At the close, the Dow was up 552.59, or 6.7 percent, at 8,835.25, after falling as low as 7,965.42. The Dow did not sink below its Oct. 10 trading low of 7,882.51.

The Standard & Poor’s 500 index rose 58.99, or 6.9 percent, to 911.29, after dropping to 818.69 at midday, well below its intraday low of 839.80 on Oct. 10. At that point, share prices started to take off.

The Nasdaq composite index rose 97.49, or 6.5 percent, to 1,596.70.

After three days of selling that wiped out about $1 trillion in shareholder value, many investors, though nervous about the economy, believed the market had priced in enough bad news. So when the Standard & Poor’s 500 index managed to recover from multiyear trading lows, investors swarmed back in.

It’s “a herd mentality,” said Ryan Larson, senior equity trader at Voyageur Asset Management. “We started going higher — and you don’t want to be the last one on the boat.”

The stock market’s initial sell-off began after the Labor Department reported that the number of newly laid-off individuals seeking unemployment benefits jumped last week to a level not seen since just after the Sept. 11, 2001, terrorist attacks.

And there were more signs of a severe pullback in consumer spending, a troubling trend that had pummeled stocks earlier in the week. Wal-Mart trimmed expectations for full-year earnings, and Intel late Wednesday cut more than $1 billion from its sales forecast, providing more evidence that few industries are safe from a clampdown on spending by businesses and consumers alike.

But then the S&P lifted above its Oct. 10 trading lows, and a Treasury auction of 30-year bonds got decent demand from both domestic and foreign buyers, said Arthur Hogan, chief market analyst at Jefferies & Co. The auction results alleviated some fears that the government will have a hard time financing its costly bailout.

Hogan called it a “great sign” that the S&P recovered after falling below its Oct. 10 trading lows. “Historically, if you test a low within 45 days and close above it, it’s very bullish,” he said.

Many analysts had predicted the market would retest the multiyear lows it reached last month.

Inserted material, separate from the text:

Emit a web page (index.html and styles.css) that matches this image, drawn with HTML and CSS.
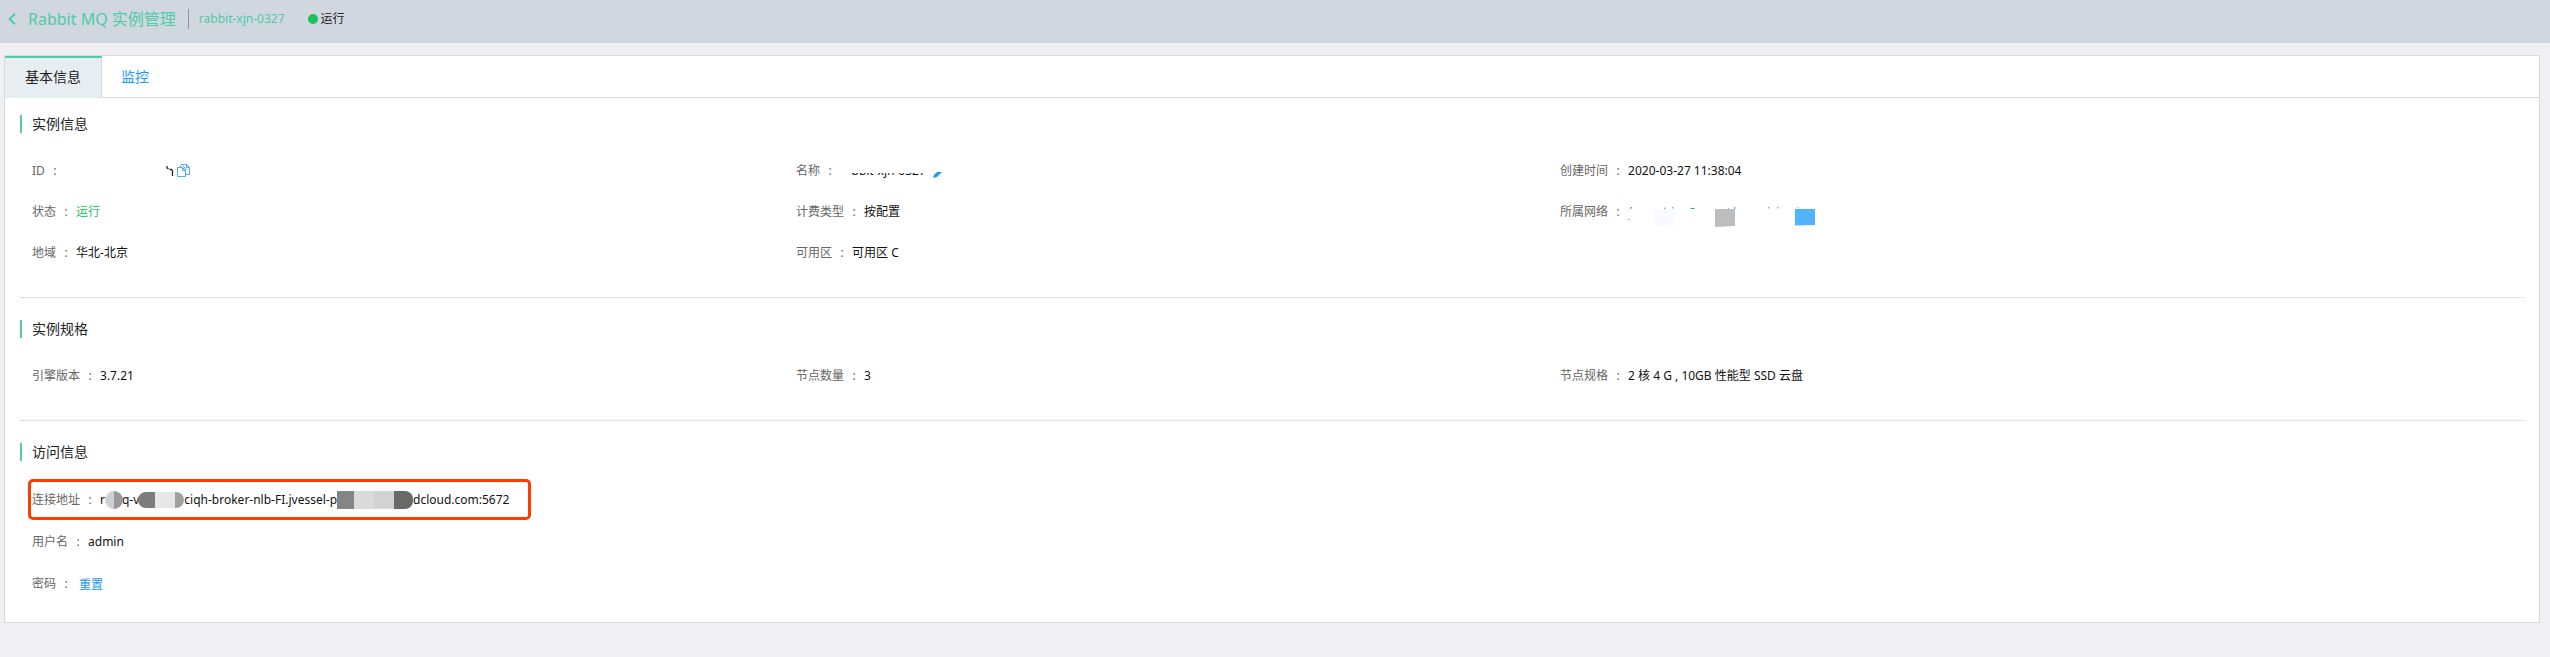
FILE: index.html
```html
<!DOCTYPE html>
<html lang="zh-CN">
<head>
<meta charset="utf-8">
<title>Rabbit MQ 实例管理</title>
<link rel="stylesheet" href="styles.css">
</head>
<body>
<header class="topbar">
  <a class="back" href="#" aria-label="返回">
    <svg width="8" height="12" viewBox="0 0 8 12"><path d="M7 .8 1.6 6 7 11.2" fill="none" stroke="#4fcaa8" stroke-width="2"/></svg>
  </a>
  <h1 class="topbar-title">Rabbit MQ 实例管理</h1>
  <span class="topbar-name">rabbit-xjn-0327</span>
  <span class="topbar-status"><i class="dot"></i>运行</span>
</header>
<main class="panel">
  <nav class="tabs">
    <a class="tab tab-active" href="#">基本信息</a>
    <a class="tab" href="#">监控</a>
  </nav>
  <section class="section">
    <h2 class="section-title">实例信息</h2>
    <dl class="grid">
      <div class="item"><dt>ID</dt><dd class="id-value">
        <svg width="8" height="12" viewBox="0 0 8 12"><path d="M1 1v2l1.500 1M3.500 4.500h2l1 1.500v5" fill="none" stroke="#222" stroke-width="1.300"/></svg>
        <button class="icon-button" type="button" aria-label="复制"><svg width="13" height="13" viewBox="0 0 13 13"><path d="M.5 3.500h5l3 3v6h-8zM5.500 3.500v3h3M3.500 3.500v-2l1-1h5l3 3v7h-4M9.500.5v3h3M5.500 1.500l4 4" fill="none" stroke="#4aaef5"/></svg></button>
      </dd></div>
      <div class="item"><dt>名称</dt><dd class="name-value"><span class="masked">rabbit-xjn-0327</span>
        <svg class="edit" width="9" height="6" viewBox="0 0 9 6"><path d="M0 6 1 3 4 0h5L4 5z" fill="#2199f5"/></svg></dd></div>
      <div class="item"><dt>创建时间</dt><dd>2020-03-27 11:38:04</dd></div>
      <div class="item"><dt>状态</dt><dd class="running">运行</dd></div>
      <div class="item"><dt>计费类型</dt><dd>按配置</dd></div>
      <div class="item"><dt>所属网络</dt><dd class="network-value">
        <svg width="190" height="20" viewBox="0 0 190 20">
          <path d="M27 2h20v16l-20 1z" fill="#f7fbff"/><path d="M87 2h20v17l-20 1z" fill="#bdbdbd"/><path d="M167 2h20v16l-20 .5z" fill="#50b4ff"/>
          <path d="M2 0h2v1l-1 1H2zM0 12h2v1H0zM36 .5h1.500V2H36zM44 0h1.500v1.500H44zM100 1h1v1h-1zM106 0h1.500v2H106zM140 0h1.500v1.500H140zM149 0h1.500v1.500H149z" fill="#62b7fa"/><path d="M62 2q3-2.500 5 0z" fill="#2199f5"/><path d="M168 0h3v1h-3z" fill="#ddd"/>
        </svg></dd></div>
      <div class="item"><dt>地域</dt><dd>华北-北京</dd></div>
      <div class="item"><dt>可用区</dt><dd>可用区 C</dd></div>
    </dl>
  </section>
  <section class="section">
    <h2 class="section-title">实例规格</h2>
    <dl class="grid">
      <div class="item"><dt>引擎版本</dt><dd>3.7.21</dd></div>
      <div class="item"><dt>节点数量</dt><dd>3</dd></div>
      <div class="item"><dt>节点规格</dt><dd>2 核 4 G , 10GB 性能型 SSD 云盘</dd></div>
    </dl>
  </section>
  <section class="section">
    <h2 class="section-title">访问信息</h2>
    <dl class="stack">
      <div class="item item-marked"><dt>连接地址</dt><dd class="address">
        <span>r</span><i class="blur blur-a"></i><span>q-v</span><i class="blur blur-b"></i><span>ciqh-broker-nlb-FI.jvessel-p</span><i class="blur blur-c"></i><span>dcloud.com:5672</span>
      </dd></div>
      <div class="item"><dt>用户名</dt><dd>admin</dd></div>
      <div class="item"><dt>密码</dt><dd><a class="reset" href="#">重置</a></dd></div>
    </dl>
  </section>
</main>
</body>
</html>
```
FILE: styles.css
```css
* { box-sizing: border-box; }

body {
  margin: 0;
  background: #f0f0f2;
  color: #111;
  font: 12px/18px "Noto Sans", "Noto Sans CJK SC", sans-serif;
}

a { text-decoration: none; }
h1, h2, dl, dd { margin: 0; font-weight: 400; }
svg { display: block; flex: none; }

.topbar {
  display: flex;
  align-items: center;
  height: 43px;
  padding: 0 8px 6px;
  background: #d0d7df;
  color: #4fcaa8;
}
.back { margin-right: 12px; }
.topbar-title {
  padding-right: 12px;
  border-right: 1px solid #8f959b;
  font-size: 16px;
  line-height: 20px;
}
.topbar-name { margin-left: 10px; }
.topbar-status {
  display: flex;
  align-items: center;
  gap: 3px;
  margin-left: 23px;
  color: #222;
}
.dot { width: 10px; height: 10px; border-radius: 50%; background: #1bc15c; }

.panel {
  margin: 12px 10px 34px 4px;
  border: 1px solid #d3dae3;
  background: #fff;
}
.tabs {
  display: flex;
  height: 42px;
  border-bottom: 1px solid #d3dae3;
}
.tab {
  height: 42px;
  padding: 0 19px;
  color: #2199f5;
  font-size: 14px;
  line-height: 42px;
}
.tab-active {
  padding: 0 20px;
  border-top: 2px solid #4fcaa8;
  border-right: 1px solid #d3dae3;
  background: #e7eef2;
  color: #222;
  line-height: 38px;
}

.section {
  margin: 0 15px;
  padding: 22px 0 24px;
}
.section:nth-of-type(1) { padding-top: 17px; }
.section:last-child { padding-bottom: 18px; }
.section + .section { border-top: 1px dotted #ccc; }
.section-title {
  margin-bottom: 17px;
  padding-left: 10px;
  border-left: 2px solid #4fcaa8;
  color: #222;
  font-size: 14px;
  line-height: 18px;
}
.grid {
  display: grid;
  grid-template-columns: 30.66% 30.66% 1fr;
  padding-left: 12px;
}
.stack {
  display: flex;
  flex-direction: column;
  align-items: flex-start;
  gap: 1px;
  padding: 1px 0 0 12px;
}
.item {
  display: flex;
  align-items: center;
  height: 41px;
}
dt { display: flex; color: #666; }
dt::after { content: ":"; width: 20px; text-align: center; }
dd { display: flex; align-items: center; }

.id-value { gap: 3px; padding-left: 101px; }
.icon-button { padding: 0; border: 0; background: none; }
.name-value { gap: 7px; }
.edit { margin-top: 8px; }
.network-value { padding-top: 10px; }
.masked { position: relative; }
.masked::before,
.masked::after {
  content: "";
  position: absolute;
  left: 0;
  background: #fff;
}
.masked::before { top: 0; width: 100%; height: 11px; }
.masked::after { bottom: 0; width: 12px; height: 18px; }
.running { color: #1bc15c; }
.reset { padding: 2px 0 0 3px; color: #2199f5; }

.item-marked { position: relative; }
.item-marked::after {
  content: "";
  position: absolute;
  inset: 0 -22px 0 -4px;
  border: 3px solid #ff3c00;
  border-radius: 5px;
}
.blur { position: relative; height: 18px; }
.blur-a {
  width: 18px;
  margin-right: -1px;
  border-radius: 50%;
  background: linear-gradient(90deg, #d0d0d0 50%, #999 50%);
}
.blur-b {
  width: 46px;
  height: 16px;
  margin-left: -1px;
  border-radius: 8px;
  background: linear-gradient(90deg, #7c7c7c 17px, #e7e7e7 17px 37px, #a0a0a0 37px);
}
.blur-c {
  width: 76px;
  border-radius: 0 8px 8px 0;
  background: linear-gradient(90deg, #858585 17px, #dadada 17px 37px, #d2d2d2 37px 57px, #696969 57px);
}
```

They also still forecast volatility for some time to come, as Wall Street tries to rebuild from October’s devastating losses and gauge the severity of the economy’s downturn. During past recoveries from bear markets, a great deal of turbulence in the market became commonplace.

Oil rose $2.08 to settle at $58.24 a barrel on the New York Mercantile Exchange. Crude earlier dipped as low as $54.67, a price last seen in January 2007.

Overseas, Japan’s Nikkei closed down 5.25 percent and the Hong Kong Hang Seng fell 5.15 percent. In European trading, London’s FTSE 100 was down 0.31 percent, Germany’s DAX rose 0.62 percent, and France’s CAC-40 added 1.10 percent.